No, but I'd love to! Too bad we has dingoes here and it would have to be fully enclosed etc to keep them on our property etc etc... well it'd only *have* to be fully enclosed if you wanted to see them more than once the first day or two after you buy them :lol: Apart from that, I know not of how you would go about keeping/getting them, just that they're purdy  :lol:


----------



## missllama (Mar 18, 2009)

oh and if anyone does keep them, how much do they sell for around about? males and females?


----------



## missllama (Mar 18, 2009)

Ishah said:


> No, but I'd love to! Too bad we has dingoes here and it would have to be fully enclosed etc to keep them on our property etc etc... well it'd only *have* to be fully enclosed if you wanted to see them more than once the first day or two after you buy them :lol: Apart from that, I know not of how you would go about keeping/getting them, just that they're purdy  :lol:



yea wouldnt want a dingo getting a hold of one! i think there absolutely gorgeous and have always loved them just never known anyone to keep them so i thought i might ask!


----------



## redbellybite (Mar 18, 2009)

lama they arent that expensive ,but they crap everywhere and dont shut up ...a lady in town had a few ,thought it was a good idea as she had the space and loved the look of the birds ..untill the noise drove her nuts ...she ended up selling them ..


----------



## mcloughlin2 (Mar 18, 2009)

I've heard through a mate that there is a small population of peacocks out Kenthurst way that have escaped from a breeders backyard. Not sure how true it is as he is known to spin some rubbish :lol:

There is also a population out (Kurrajong?) way that is actually there is they are quickly making themselves hated by crapping everywhere and wrecking havoc on peoples guttering systems by resting on them and breaking them.
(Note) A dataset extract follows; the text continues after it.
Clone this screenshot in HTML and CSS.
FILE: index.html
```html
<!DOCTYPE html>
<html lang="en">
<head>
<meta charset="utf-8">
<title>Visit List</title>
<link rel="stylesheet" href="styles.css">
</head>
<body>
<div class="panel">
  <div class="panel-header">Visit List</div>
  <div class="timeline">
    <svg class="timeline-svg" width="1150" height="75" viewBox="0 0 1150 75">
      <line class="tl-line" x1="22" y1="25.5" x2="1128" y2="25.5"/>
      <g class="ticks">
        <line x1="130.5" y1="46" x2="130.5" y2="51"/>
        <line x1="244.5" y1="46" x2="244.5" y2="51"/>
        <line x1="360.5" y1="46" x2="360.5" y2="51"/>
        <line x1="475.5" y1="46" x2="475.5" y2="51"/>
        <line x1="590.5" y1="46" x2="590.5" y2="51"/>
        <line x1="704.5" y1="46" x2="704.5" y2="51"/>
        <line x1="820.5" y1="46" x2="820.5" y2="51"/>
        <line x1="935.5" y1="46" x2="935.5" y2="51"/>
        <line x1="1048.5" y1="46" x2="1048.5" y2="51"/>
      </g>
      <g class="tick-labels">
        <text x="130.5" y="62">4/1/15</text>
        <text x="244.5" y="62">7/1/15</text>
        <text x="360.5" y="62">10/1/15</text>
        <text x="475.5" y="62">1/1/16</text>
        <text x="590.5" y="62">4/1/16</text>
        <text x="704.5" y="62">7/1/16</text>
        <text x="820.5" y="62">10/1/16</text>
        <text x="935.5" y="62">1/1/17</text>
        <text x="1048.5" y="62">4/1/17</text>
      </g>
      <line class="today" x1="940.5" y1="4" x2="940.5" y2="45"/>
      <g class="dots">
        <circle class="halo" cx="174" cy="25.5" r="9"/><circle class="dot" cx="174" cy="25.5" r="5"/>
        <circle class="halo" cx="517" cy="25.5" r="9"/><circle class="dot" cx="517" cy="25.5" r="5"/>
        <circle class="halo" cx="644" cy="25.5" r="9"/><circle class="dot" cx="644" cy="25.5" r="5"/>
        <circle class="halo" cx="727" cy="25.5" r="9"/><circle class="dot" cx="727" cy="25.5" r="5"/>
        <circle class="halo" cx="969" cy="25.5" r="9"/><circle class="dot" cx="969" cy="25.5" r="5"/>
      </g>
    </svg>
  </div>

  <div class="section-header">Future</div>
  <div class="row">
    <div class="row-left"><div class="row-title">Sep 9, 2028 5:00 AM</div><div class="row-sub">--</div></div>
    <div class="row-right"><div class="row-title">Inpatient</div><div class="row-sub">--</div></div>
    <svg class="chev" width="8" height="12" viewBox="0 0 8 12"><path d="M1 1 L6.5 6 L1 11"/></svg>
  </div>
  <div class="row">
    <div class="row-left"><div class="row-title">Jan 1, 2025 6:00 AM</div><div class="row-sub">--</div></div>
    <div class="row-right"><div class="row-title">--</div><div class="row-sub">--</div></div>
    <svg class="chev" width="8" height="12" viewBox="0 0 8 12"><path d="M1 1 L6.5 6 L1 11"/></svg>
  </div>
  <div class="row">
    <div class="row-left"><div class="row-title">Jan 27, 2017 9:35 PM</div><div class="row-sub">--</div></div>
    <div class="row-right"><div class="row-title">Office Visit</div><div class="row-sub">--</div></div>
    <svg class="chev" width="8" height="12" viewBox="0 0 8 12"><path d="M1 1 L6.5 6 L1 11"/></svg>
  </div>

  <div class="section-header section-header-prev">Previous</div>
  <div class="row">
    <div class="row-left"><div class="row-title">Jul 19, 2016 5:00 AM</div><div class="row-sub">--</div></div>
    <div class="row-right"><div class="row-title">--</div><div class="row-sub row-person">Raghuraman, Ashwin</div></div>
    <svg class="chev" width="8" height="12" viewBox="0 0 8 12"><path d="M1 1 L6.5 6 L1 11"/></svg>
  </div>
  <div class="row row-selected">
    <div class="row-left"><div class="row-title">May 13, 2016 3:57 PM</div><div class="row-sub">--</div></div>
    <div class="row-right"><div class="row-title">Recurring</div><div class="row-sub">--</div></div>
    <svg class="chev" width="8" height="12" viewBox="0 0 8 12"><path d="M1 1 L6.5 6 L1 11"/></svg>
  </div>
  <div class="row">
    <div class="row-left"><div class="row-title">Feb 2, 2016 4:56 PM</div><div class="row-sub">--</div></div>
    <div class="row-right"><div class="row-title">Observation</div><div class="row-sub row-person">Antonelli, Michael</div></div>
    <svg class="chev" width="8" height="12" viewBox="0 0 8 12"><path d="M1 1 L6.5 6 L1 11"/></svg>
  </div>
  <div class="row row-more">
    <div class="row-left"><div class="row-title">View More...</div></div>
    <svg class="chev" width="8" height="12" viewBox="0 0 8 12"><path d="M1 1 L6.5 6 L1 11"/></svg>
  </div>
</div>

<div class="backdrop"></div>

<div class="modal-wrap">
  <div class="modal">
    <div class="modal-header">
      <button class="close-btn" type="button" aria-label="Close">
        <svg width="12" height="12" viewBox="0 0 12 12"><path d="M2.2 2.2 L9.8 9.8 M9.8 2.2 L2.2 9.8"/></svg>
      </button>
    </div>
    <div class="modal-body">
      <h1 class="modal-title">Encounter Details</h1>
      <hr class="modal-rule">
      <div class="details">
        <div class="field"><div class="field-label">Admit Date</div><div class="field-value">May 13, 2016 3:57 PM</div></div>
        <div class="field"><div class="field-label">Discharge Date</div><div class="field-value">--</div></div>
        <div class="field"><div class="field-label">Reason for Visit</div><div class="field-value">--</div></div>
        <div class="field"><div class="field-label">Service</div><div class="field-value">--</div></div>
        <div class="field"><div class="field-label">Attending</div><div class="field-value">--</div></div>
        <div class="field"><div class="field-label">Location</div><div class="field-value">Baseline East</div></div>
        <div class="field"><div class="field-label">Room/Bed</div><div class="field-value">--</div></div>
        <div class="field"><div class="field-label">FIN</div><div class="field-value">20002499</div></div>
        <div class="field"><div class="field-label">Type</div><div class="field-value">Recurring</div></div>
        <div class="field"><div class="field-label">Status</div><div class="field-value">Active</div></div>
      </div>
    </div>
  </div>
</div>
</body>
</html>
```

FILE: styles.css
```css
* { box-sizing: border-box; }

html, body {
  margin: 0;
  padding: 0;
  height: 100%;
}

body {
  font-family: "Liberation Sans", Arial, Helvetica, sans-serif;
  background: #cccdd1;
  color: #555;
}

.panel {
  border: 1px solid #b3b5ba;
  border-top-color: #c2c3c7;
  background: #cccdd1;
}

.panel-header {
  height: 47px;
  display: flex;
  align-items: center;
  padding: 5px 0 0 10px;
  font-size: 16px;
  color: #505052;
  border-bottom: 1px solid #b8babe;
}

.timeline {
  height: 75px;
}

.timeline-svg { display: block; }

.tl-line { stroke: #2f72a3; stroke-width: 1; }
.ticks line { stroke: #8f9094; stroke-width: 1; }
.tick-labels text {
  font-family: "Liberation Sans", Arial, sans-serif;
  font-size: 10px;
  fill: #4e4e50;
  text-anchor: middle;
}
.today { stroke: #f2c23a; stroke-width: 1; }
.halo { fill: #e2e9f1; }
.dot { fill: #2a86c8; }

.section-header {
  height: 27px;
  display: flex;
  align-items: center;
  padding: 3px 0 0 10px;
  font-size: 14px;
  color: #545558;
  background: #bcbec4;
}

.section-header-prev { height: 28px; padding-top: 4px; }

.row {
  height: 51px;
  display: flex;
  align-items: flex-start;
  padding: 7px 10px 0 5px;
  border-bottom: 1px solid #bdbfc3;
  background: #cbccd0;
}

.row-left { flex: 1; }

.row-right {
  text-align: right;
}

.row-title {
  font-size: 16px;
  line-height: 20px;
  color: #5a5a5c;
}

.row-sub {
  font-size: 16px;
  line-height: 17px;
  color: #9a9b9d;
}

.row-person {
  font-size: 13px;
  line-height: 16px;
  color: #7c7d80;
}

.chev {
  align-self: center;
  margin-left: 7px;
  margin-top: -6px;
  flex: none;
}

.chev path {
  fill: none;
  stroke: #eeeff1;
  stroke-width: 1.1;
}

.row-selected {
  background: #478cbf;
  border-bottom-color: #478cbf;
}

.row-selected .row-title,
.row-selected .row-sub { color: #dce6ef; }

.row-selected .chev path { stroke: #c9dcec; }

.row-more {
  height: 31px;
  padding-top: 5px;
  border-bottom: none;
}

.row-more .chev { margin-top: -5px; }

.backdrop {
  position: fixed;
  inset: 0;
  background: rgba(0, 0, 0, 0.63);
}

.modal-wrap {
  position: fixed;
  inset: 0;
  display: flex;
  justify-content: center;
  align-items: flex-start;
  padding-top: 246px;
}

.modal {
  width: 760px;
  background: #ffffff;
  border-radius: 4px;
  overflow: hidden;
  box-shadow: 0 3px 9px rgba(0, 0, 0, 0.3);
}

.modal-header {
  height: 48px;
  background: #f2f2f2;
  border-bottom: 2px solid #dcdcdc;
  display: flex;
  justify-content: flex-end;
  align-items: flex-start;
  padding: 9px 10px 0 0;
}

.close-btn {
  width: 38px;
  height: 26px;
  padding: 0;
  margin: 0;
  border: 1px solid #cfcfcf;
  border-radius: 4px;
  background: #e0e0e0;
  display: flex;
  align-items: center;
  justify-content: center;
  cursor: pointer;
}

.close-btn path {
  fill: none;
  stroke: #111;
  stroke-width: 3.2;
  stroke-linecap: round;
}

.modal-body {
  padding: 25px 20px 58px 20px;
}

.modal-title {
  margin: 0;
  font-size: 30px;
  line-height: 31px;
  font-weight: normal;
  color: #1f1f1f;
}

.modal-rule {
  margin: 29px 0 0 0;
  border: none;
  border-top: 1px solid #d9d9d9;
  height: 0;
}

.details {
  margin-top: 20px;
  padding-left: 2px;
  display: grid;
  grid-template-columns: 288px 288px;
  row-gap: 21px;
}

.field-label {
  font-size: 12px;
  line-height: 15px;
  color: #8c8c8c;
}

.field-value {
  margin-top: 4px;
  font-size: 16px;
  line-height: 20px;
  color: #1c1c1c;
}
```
So in short they crap, make alot of noise and can break things if allowed to roam free in your backyard.


----------



## herptrader (Mar 18, 2009)

When I was a kid we often used to visit a relatives dairy farm out side of Horsham and they kept peacocks for years. These birds were free ranging around the farm buildings and would come to the farm house for their morning feed. We used to chase them around the hay stack where they would roost and nest. Definitely beautiful birds and with a distinctive and loud cry. I think my mother still has some of the tail feathers she kept as souvenirs.

This family died with no airs and the diary in Horsham has been closed for decades.


----------



## trippz (Mar 18, 2009)

*Peacocks*

hi i live in melbourne and there is a lady who has them around the corner. She sells them~ males $200 and females $100. They are very noisy especially in breeding season. Im getting a pair but im on a farm & dont have neighbours.


----------



## XKiller (Mar 18, 2009)

there used to be one in my back yard that was owned to the lady who sold the house to us he was there for lik,e 4 years than left but he was relly cool and relly big and they eat a lot


----------



## Maree (Mar 18, 2009)

Neighbour in suburbia keeps birds and came home with a peacock one day that he found.
He actually built a ginormous birdhouse for it in the poinciana tree in his front yard! Can you imagine the size of the birdhouse (which it never went into BTW)? Anyway the bloody thing wandered up and down the street, jumping on top of my lizard pens in the yard, crapping all over the place and basically annoyed the hell out of everyone. So I complain to the council and they come around. He says to them that its just a feral one and nothing to do with him, meantime above his head is this palace of a bird house, like a metre square with its pitched roof and all, in the tree. They say there is nothing they can do....Grrr. 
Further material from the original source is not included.